Roselinde Torres (“The Five Traits of Highly Adaptive Leadership Teams”) describes freedom within a framework as so: “In addition to setting a common direction, adaptive leadership teams establish a framework within which the organisation can experiment. Team leaders are empowered to take bold risks within agreed-to parameters, with failure seen as a possible and an acceptable outcome. Failure is only debilitating if the lessons learned are not disseminated and applied quickly. In this environment, employees earn greater autonomy to make decisions and investments as a reward for meeting objectives.”

“We set aggressive targets and give ‘blank checks’ to teams to move forward with their own plan, and the teams have responded positively and met all of their objectives,” concluded an executive of a food company.

“My role is about destination- and standard setting, not about dictating how everything happens,” said the division leader of a financial services company.

This sense of autonomy can very well reap benefits on a wide range of levels. Roselinde Torres goes on to say this in her article: “Recent neuroscientific research shows that learning new things activates the most energy-intensive part of the brain. Adaptive leaders understand this intuitively and are therefore dedicated to identifying and employing the most effective approaches to driving organizational learning and change. They enable people to solve problems on their own as well, and reward accomplishment with autonomy, giving individuals a way to engage in additional independent problem-solving in the future.”

Not only will you build problem-solving skills among your team members, but research has shown that giving employees more autonomy also leads to greater job satisfaction, higher engagement, better resilience, and more motivation as well.

So how can a company offer more freedom to its team members?

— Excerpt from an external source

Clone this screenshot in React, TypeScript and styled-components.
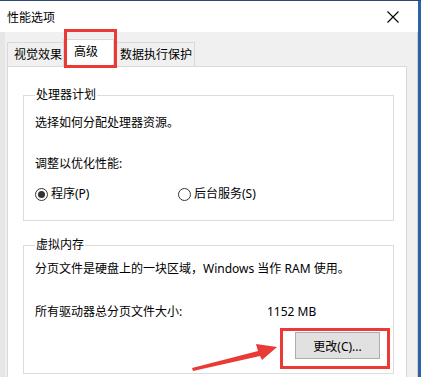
import React from 'react';
import styled, { createGlobalStyle } from 'styled-components';

const GlobalStyle = createGlobalStyle`
  html, body {
    margin: 0;
    padding: 0;
    background: #f0f0f0;
  }
  body {
    font-family: "Noto Sans", "Noto Sans CJK SC", sans-serif;
    font-size: 12px;
    color: #000;
  }
`;

const tabs = [
  { label: '视觉效果', width: 57, active: false },
  { label: '高级', width: 51, active: true },
  { label: '数据执行保护', width: 82, active: false },
];

function App() {
  return (
    <>
      <GlobalStyle />
      <Window>
        <TitleBar>
          <Title>性能选项</Title>
          <CloseIcon width="12" height="12" viewBox="0 0 12 12">
            <path d="M0.5 0.5 L11.5 11.5 M11.5 0.5 L0.5 11.5" stroke="#000" strokeWidth="1.1" />
          </CloseIcon>
        </TitleBar>
        <Body>
          <Content>
            <TabRow>
              {tabs.map((tab) => (
                <Tab key={tab.label} $active={tab.active} $width={tab.width}>
                  {tab.label}
                </Tab>
              ))}
            </TabRow>
            <Panel>
              <GroupBox>
                <Legend>处理器计划</Legend>
                <Line>选择如何分配处理器资源。</Line>
                <Line $gap={25}>调整以优化性能:</Line>
                <RadioRow>
                  <RadioOption>
                    <RadioCircle $checked />
                    程序(P)
                  </RadioOption>
                  <RadioOption>
                    <RadioCircle />
                    后台服务(S)
                  </RadioOption>
                </RadioRow>
              </GroupBox>
              <GroupBox $last>
                <Legend>虚拟内存</Legend>
                <Line $gap={-4}>分页文件是硬盘上的一块区域，Windows 当作 RAM 使用。</Line>
                <SizeRow>
                  <span>所有驱动器总分页文件大小:</span>
                  <span>1152 MB</span>
                </SizeRow>
                <ButtonRow>
                  <Button>更改(C)...</Button>
                </ButtonRow>
              </GroupBox>
            </Panel>
          </Content>
          <RightEdge />
        </Body>

        <RedBox style={{ left: 64, top: 28, width: 53, height: 39 }} />
        <RedBox style={{ left: 280, top: 327, width: 110, height: 41 }} />
        <Arrow width="421" height="377" viewBox="0 0 421 377">
          <polygon
            points="192,367 258,350 256,343 277,346 262,359 260,355 193,370"
            fill="#ea3a35"
          />
        </Arrow>
      </Window>
    </>
  );
}

export default App;

const Window = styled.div`
  position: relative;
  width: 421px;
  height: 377px;
  overflow: hidden;
  background: #f0f0f0;
  border-top: 1px solid #2b4a73;
  box-sizing: border-box;
  display: flex;
  flex-direction: column;
`;

const TitleBar = styled.div`
  height: 31px;
  flex: none;
  background: #fff;
  display: flex;
  align-items: center;
  justify-content: space-between;
  padding: 0 19px 0 7px;
  border-right: 3px solid #2b62a8;
`;

const Title = styled.span`
  font-size: 12px;
  color: #000;
`;

const CloseIcon = styled.svg`
  display: block;
`;

const Body = styled.div`
  flex: 1;
  display: flex;
  min-height: 0;
`;

const Content = styled.div`
  flex: 1;
  display: flex;
  flex-direction: column;
  padding: 7px 10px 0 7px;
  background: linear-gradient(to right, #e6e6e6 0, #e6e6e6 5px, #f0f0f0 5px);
`;

const RightEdge = styled.div`
  width: 3px;
  flex: none;
  background: #2b62a8;
  border-left: 1px solid #d0d0d0;
`;

const TabRow = styled.div`
  display: flex;
  align-items: flex-end;
  height: 28px;
  position: relative;
  z-index: 1;
  margin-bottom: -1px;
`;

const Tab = styled.div<{ $active?: boolean; $width: number }>`
  box-sizing: border-box;
  width: ${(p) => p.$width}px;
  height: ${(p) => (p.$active ? 28 : 25)}px;
  padding-left: ${(p) => (p.$active ? 10 : 6)}px;
  padding-top: ${(p) => (p.$active ? 4 : 4)}px;
  background: ${(p) => (p.$active ? '#fff' : '#f0f0f0')};
  border: 1px solid #d9d9d9;
  border-bottom: ${(p) => (p.$active ? 'none' : '1px solid #d9d9d9')};
  margin-left: ${(p) => (p.$active ? -1 : 0)}px;
  margin-right: ${(p) => (p.$active ? -1 : 0)}px;
  position: relative;
  z-index: ${(p) => (p.$active ? 2 : 1)};
  line-height: 16px;
  white-space: nowrap;
`;

const Panel = styled.div`
  flex: 1;
  background: #fff;
  border: 1px solid #d9d9d9;
  border-bottom: none;
  padding: 20px 12px 0 15px;
  display: flex;
  flex-direction: column;
`;

const GroupBox = styled.fieldset<{ $last?: boolean }>`
  margin: 0 0 ${(p) => (p.$last ? 0 : 16)}px 0;
  padding: 12px 12px ${(p) => (p.$last ? 14 : 18)}px 11px;
  border: 1px solid #dcdcdc;
  min-width: 0;
`;

const Legend = styled.legend`
  padding: 0 1px;
  line-height: 16px;
  font-size: 12px;
`;

const Line = styled.div<{ $gap?: number }>`
  line-height: 16px;
  margin-top: ${(p) => p.$gap ?? 0}px;
  white-space: nowrap;
`;

const RadioRow = styled.div`
  display: grid;
  grid-template-columns: 143px 1fr;
  margin-top: 14px;
  line-height: 16px;
`;

const RadioOption = styled.label`
  display: flex;
  align-items: center;
  gap: 3px;
`;

const RadioCircle = styled.span<{ $checked?: boolean }>`
  box-sizing: border-box;
  width: 13px;
  height: 13px;
  border-radius: 50%;
  border: 1px solid #333;
  background: #fff;
  display: flex;
  align-items: center;
  justify-content: center;

  &::after {
    content: '';
    width: 7px;
    height: 7px;
    border-radius: 50%;
    background: ${(p) => (p.$checked ? '#333' : 'transparent')};
  }
`;

const SizeRow = styled.div`
  display: grid;
  grid-template-columns: 232px 1fr;
  margin-top: 27px;
  line-height: 16px;
`;

const ButtonRow = styled.div`
  display: flex;
  justify-content: flex-end;
  margin-top: 12px;
`;

const Button = styled.button`
  width: 85px;
  height: 27px;
  margin-right: 1px;
  background: #e1e1e1;
  border: 1px solid #adadad;
  font-family: "Noto Sans", "Noto Sans CJK SC", sans-serif;
  font-size: 12px;
  color: #000;
  padding: 0;
`;

const RedBox = styled.div`
  position: absolute;
  box-sizing: border-box;
  border: 3px solid #ea3a35;
  pointer-events: none;
  z-index: 5;
`;

const Arrow = styled.svg`
  position: absolute;
  left: 0;
  top: 0;
  pointer-events: none;
  z-index: 6;
`;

Follow these tips from Dr. Heidi Grant Halvorson, a social psychologist, speaker, and author:

Tip 1: First, and most obviously, your employees need to understand why the goal they’ve been assigned has value.  Too often, managers tell their employees what they need to do, without taking the time to explain why it’s important, or how it fits into the bigger picture.  No one ever really commits to a goal if they don’t see why it’s desirable for them to do it in the first place.  Don’t assume the why is as obvious to your team as it is to you.

Tip 2: When the goal itself is predetermined by Management, allowing your employees to decide how they will reach the goal can create the feeling of choice necessary to be intrinsically motivated.  Allowing them to tailor their approach to their preferences and abilities will also give them heightened sense of control over the situation they find themselves in, which can only benefit performance.  (If you can’t give them total free reign, try giving them a choice between two options for how to proceed.  If even that is not possible, skip directly to Tip 3.)

Tip 3: If you have to assign both the goal and the method for reaching it, try creating the feeling of choice by inviting your employee to make decisions about more peripheral aspects of the task.  For instance, if your employees have to attend weekly team meetings to improve communication and collaboration (with both the goals and method for reaching it predetermined), you can have team members take turns deciding what the topic of the meeting will be each week, or even what kind of lunch will be ordered in.  Studies show that these more peripheral decisions create a feeling of choice, even when the choices aren’t particularly meaningful or relevant to the goal itself.